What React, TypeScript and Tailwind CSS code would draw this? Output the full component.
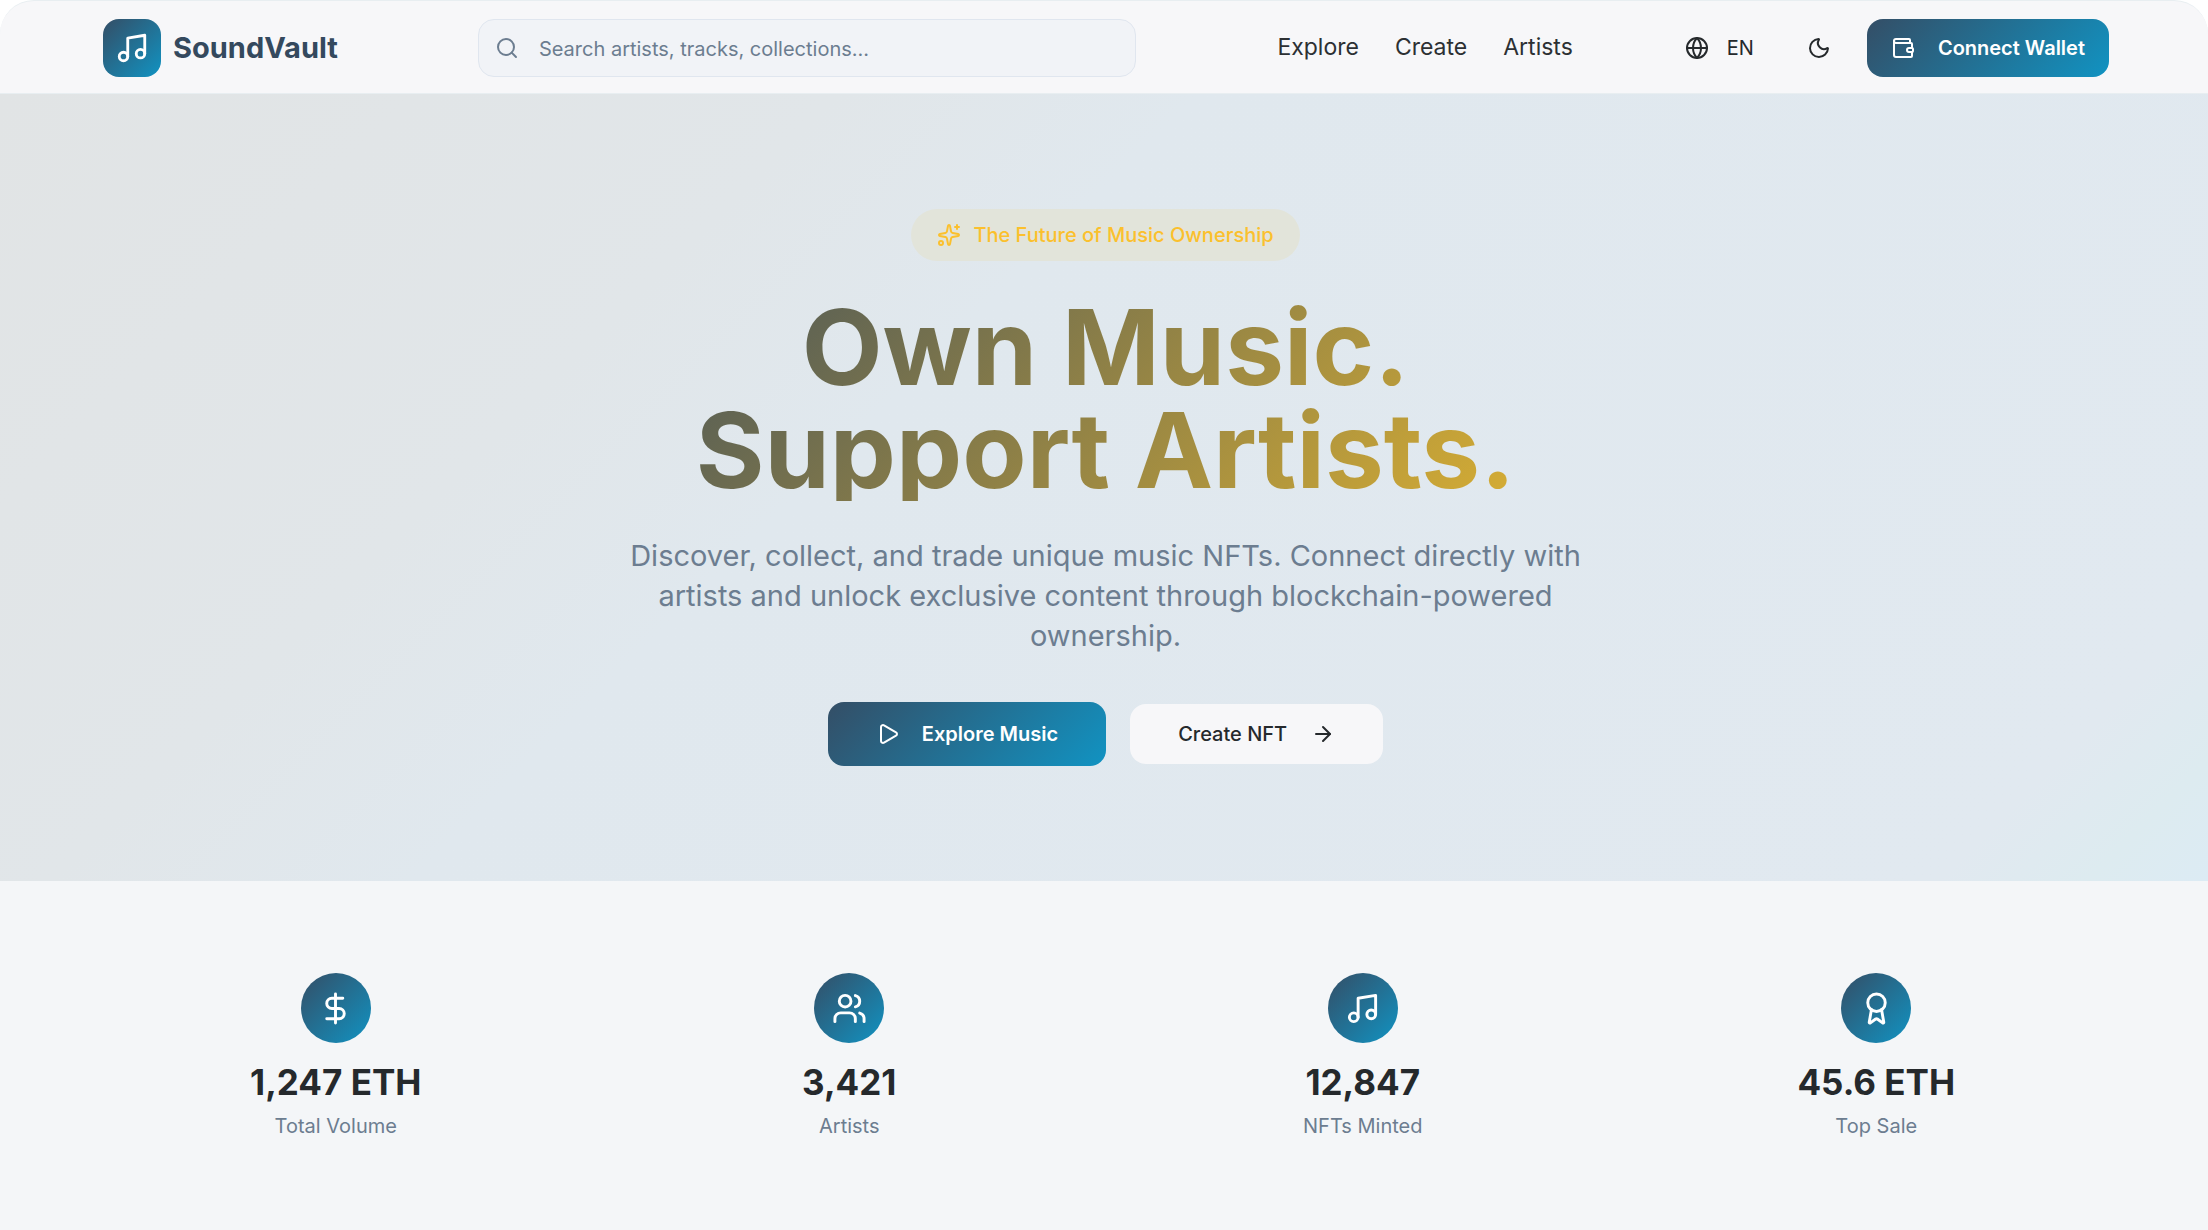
import React from "react";
import {
  ArrowRight,
  Award,
  DollarSign,
  Globe,
  Moon,
  Music,
  Play,
  Search,
  Sparkles,
  Users,
  Wallet,
  type LucideIcon,
} from "lucide-react";

const navLinks = ["Explore", "Create", "Artists"];

const stats: { icon: LucideIcon; value: string; label: string }[] = [
  { icon: DollarSign, value: "1,247 ETH", label: "Total Volume" },
  { icon: Users, value: "3,421", label: "Artists" },
  { icon: Music, value: "12,847", label: "NFTs Minted" },
  { icon: Award, value: "45.6 ETH", label: "Top Sale" },
];

function Header() {
  return (
    <header className="flex h-[94px] items-center rounded-t-[34px] border-y border-[#e8eef1] bg-[#f7f7f9] pt-px pr-[99px] pl-[103px]">
      <a href="#home" className="flex items-center gap-3">
        <span className="flex size-[58px] items-center justify-center rounded-2xl bg-linear-135/srgb from-[#344e66] to-[#1193c2]">
          <Music className="size-[34px] text-white" />
        </span>
        <span className="text-[29px] leading-10 font-bold text-[#34495e]">SoundVault</span>
      </a>

      <label className="ml-[140px] flex h-[58px] w-[658px] items-center gap-5 rounded-2xl border border-[#e0e6ef] bg-[#f1f3f7] pr-4 pl-4">
        <Search className="size-6 shrink-0 text-[#6c7d90]" />
        <input
          type="search"
          aria-label="Search"
          placeholder="Search artists, tracks, collections..."
          className="min-w-0 flex-1 bg-transparent pt-0.5 text-[20px] outline-none placeholder:text-[#6c7d90]"
        />
      </label>

      <nav className="ml-auto flex items-center gap-9 text-[23px] text-[#2c3033]">
        {navLinks.map((name) => (
          <a key={name} href={"#" + name.toLowerCase()}>
            {name}
          </a>
        ))}
      </nav>

      <div className="ml-[112px] flex items-center text-[#25292c]">
        <button type="button" className="flex items-center gap-[18px] text-[20px]">
          <Globe className="size-6" />
          EN
        </button>
        <button type="button" aria-label="Toggle dark mode" className="ml-[53px]">
          <Moon className="size-6" />
        </button>
        <button
          type="button"
          className="ml-9 flex h-[58px] items-center gap-[23px] rounded-2xl bg-linear-135/srgb from-[#344e66] to-[#1193c2] px-6 text-[20px] font-semibold text-white"
        >
          <Wallet className="size-6" />
          Connect Wallet
        </button>
      </div>
    </header>
  );
}

function Hero() {
  return (
    <section className="flex flex-col items-center bg-[linear-gradient(135deg,#e1e4e5_0%,#e1e6e9_28%,#e0e8ee_40%,#e1e9f0_91%,#ddebf0_96%,#dcebf4_100%)] py-[115px] pl-[3px] text-center">
      <p className="flex h-[52px] items-center gap-3 rounded-full bg-[#e2e4da] px-[26px] text-[20px] font-medium text-[#fbc02d]">
        <Sparkles className="size-6" />
        The Future of Music Ownership
      </p>
      <h1 className="mt-[34px] w-full max-w-[1300px] bg-linear-135/srgb from-[#304660] to-[#f5c02b] bg-clip-text text-[105px] leading-[103px] font-bold text-transparent">
        Own Music.
        <br />
        Support Artists.
      </h1>
      <p className="mt-[35px] max-w-[986px] text-[29px] leading-10 text-[#6c7d90]">
        Discover, collect, and trade unique music NFTs. Connect directly with artists and unlock
        exclusive content through blockchain-powered ownership.
      </p>
      <div className="mt-[46px] flex items-center gap-6 text-[20px]">
        <button
          type="button"
          className="flex h-16 items-center gap-[22px] rounded-2xl bg-linear-135/srgb from-[#344e66] to-[#1193c2] px-12 font-semibold text-white"
        >
          <Play className="size-6" />
          Explore Music
        </button>
        <button
          type="button"
          className="flex h-[60px] items-center gap-6 rounded-2xl bg-[#f7f7f9] px-12 font-medium text-[#25292c]"
        >
          Create NFT
          <ArrowRight className="size-6" />
        </button>
      </div>
    </section>
  );
}

function Stats() {
  return (
    <section className="grid grow grid-cols-4 gap-12 bg-[#f4f6f8] pt-[92px] pr-[99px] pb-24 pl-[103px]">
      {stats.map(({ icon: Icon, value, label }) => (
        <div key={label} className="flex flex-col items-center">
          <span className="flex size-[70px] items-center justify-center rounded-full bg-linear-135/srgb from-[#344e66] to-[#1193c2]">
            <Icon className="size-[35px] text-white" />
          </span>
          <p className="mt-4 text-[35px] leading-[46px] font-bold text-[#25292c]">{value}</p>
          <p className="mt-1.5 text-[20px] leading-[30px] text-[#6c7d90]">{label}</p>
        </div>
      ))}
    </section>
  );
}

export default function App() {
  return (
    <div className="flex min-h-screen flex-col bg-white font-['Inter',sans-serif]">
      <Header />
      <main className="flex grow flex-col">
        <Hero />
        <Stats />
      </main>
    </div>
  );
}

══════════

• WHAT YOU NEED TO DO
Copy all the lines of data exactly as they appear, dropping any images.

• ANSWER FOR THE TASK
What React, TypeScript and Tailwind CSS code would draw this? Output the full component.
import React from "react";
import {
  ArrowRight,
  Award,
  DollarSign,
  Globe,
  Moon,
  Music,
  Play,
  Search,
  Sparkles,
  Users,
  Wallet,
  type LucideIcon,
} from "lucide-react";

const navLinks = ["Explore", "Create", "Artists"];

const stats: { icon: LucideIcon; value: string; label: string }[] = [
  { icon: DollarSign, value: "1,247 ETH", label: "Total Volume" },
  { icon: Users, value: "3,421", label: "Artists" },
  { icon: Music, value: "12,847", label: "NFTs Minted" },
  { icon: Award, value: "45.6 ETH", label: "Top Sale" },
];

function Header() {
  return (
    <header className="flex h-[94px] items-center rounded-t-[34px] border-y border-[#e8eef1] bg-[#f7f7f9] pt-px pr-[99px] pl-[103px]">
      <a href="#home" className="flex items-center gap-3">
        <span className="flex size-[58px] items-center justify-center rounded-2xl bg-linear-135/srgb from-[#344e66] to-[#1193c2]">
          <Music className="size-[34px] text-white" />
        </span>
        <span className="text-[29px] leading-10 font-bold text-[#34495e]">SoundVault</span>
      </a>

      <label className="ml-[140px] flex h-[58px] w-[658px] items-center gap-5 rounded-2xl border border-[#e0e6ef] bg-[#f1f3f7] pr-4 pl-4">
        <Search className="size-6 shrink-0 text-[#6c7d90]" />
        <input
          type="search"
          aria-label="Search"
          placeholder="Search artists, tracks, collections..."
          className="min-w-0 flex-1 bg-transparent pt-0.5 text-[20px] outline-none placeholder:text-[#6c7d90]"
        />
      </label>

      <nav className="ml-auto flex items-center gap-9 text-[23px] text-[#2c3033]">
        {navLinks.map((name) => (
          <a key={name} href={"#" + name.toLowerCase()}>
            {name}
          </a>
        ))}
      </nav>

      <div className="ml-[112px] flex items-center text-[#25292c]">
        <button type="button" className="flex items-center gap-[18px] text-[20px]">
          <Globe className="size-6" />
          EN
        </button>
        <button type="button" aria-label="Toggle dark mode" className="ml-[53px]">
          <Moon className="size-6" />
        </button>
        <button
          type="button"
          className="ml-9 flex h-[58px] items-center gap-[23px] rounded-2xl bg-linear-135/srgb from-[#344e66] to-[#1193c2] px-6 text-[20px] font-semibold text-white"
        >
          <Wallet className="size-6" />
          Connect Wallet
        </button>
      </div>
    </header>
  );
}

function Hero() {
  return (
    <section className="flex flex-col items-center bg-[linear-gradient(135deg,#e1e4e5_0%,#e1e6e9_28%,#e0e8ee_40%,#e1e9f0_91%,#ddebf0_96%,#dcebf4_100%)] py-[115px] pl-[3px] text-center">
      <p className="flex h-[52px] items-center gap-3 rounded-full bg-[#e2e4da] px-[26px] text-[20px] font-medium text-[#fbc02d]">
        <Sparkles className="size-6" />
        The Future of Music Ownership
      </p>
      <h1 className="mt-[34px] w-full max-w-[1300px] bg-linear-135/srgb from-[#304660] to-[#f5c02b] bg-clip-text text-[105px] leading-[103px] font-bold text-transparent">
        Own Music.
        <br />
        Support Artists.
      </h1>
      <p className="mt-[35px] max-w-[986px] text-[29px] leading-10 text-[#6c7d90]">
        Discover, collect, and trade unique music NFTs. Connect directly with artists and unlock
        exclusive content through blockchain-powered ownership.
      </p>
      <div className="mt-[46px] flex items-center gap-6 text-[20px]">
        <button
          type="button"
          className="flex h-16 items-center gap-[22px] rounded-2xl bg-linear-135/srgb from-[#344e66] to-[#1193c2] px-12 font-semibold text-white"
        >
          <Play className="size-6" />
          Explore Music
        </button>
        <button
          type="button"
          className="flex h-[60px] items-center gap-6 rounded-2xl bg-[#f7f7f9] px-12 font-medium text-[#25292c]"
        >
          Create NFT
          <ArrowRight className="size-6" />
        </button>
      </div>
    </section>
  );
}

function Stats() {
  return (
    <section className="grid grow grid-cols-4 gap-12 bg-[#f4f6f8] pt-[92px] pr-[99px] pb-24 pl-[103px]">
      {stats.map(({ icon: Icon, value, label }) => (
        <div key={label} className="flex flex-col items-center">
          <span className="flex size-[70px] items-center justify-center rounded-full bg-linear-135/srgb from-[#344e66] to-[#1193c2]">
            <Icon className="size-[35px] text-white" />
          </span>
          <p className="mt-4 text-[35px] leading-[46px] font-bold text-[#25292c]">{value}</p>
          <p className="mt-1.5 text-[20px] leading-[30px] text-[#6c7d90]">{label}</p>
        </div>
      ))}
    </section>
  );
}

export default function App() {
  return (
    <div className="flex min-h-screen flex-col bg-white font-['Inter',sans-serif]">
      <Header />
      <main className="flex grow flex-col">
        <Hero />
        <Stats />
      </main>
    </div>
  );
}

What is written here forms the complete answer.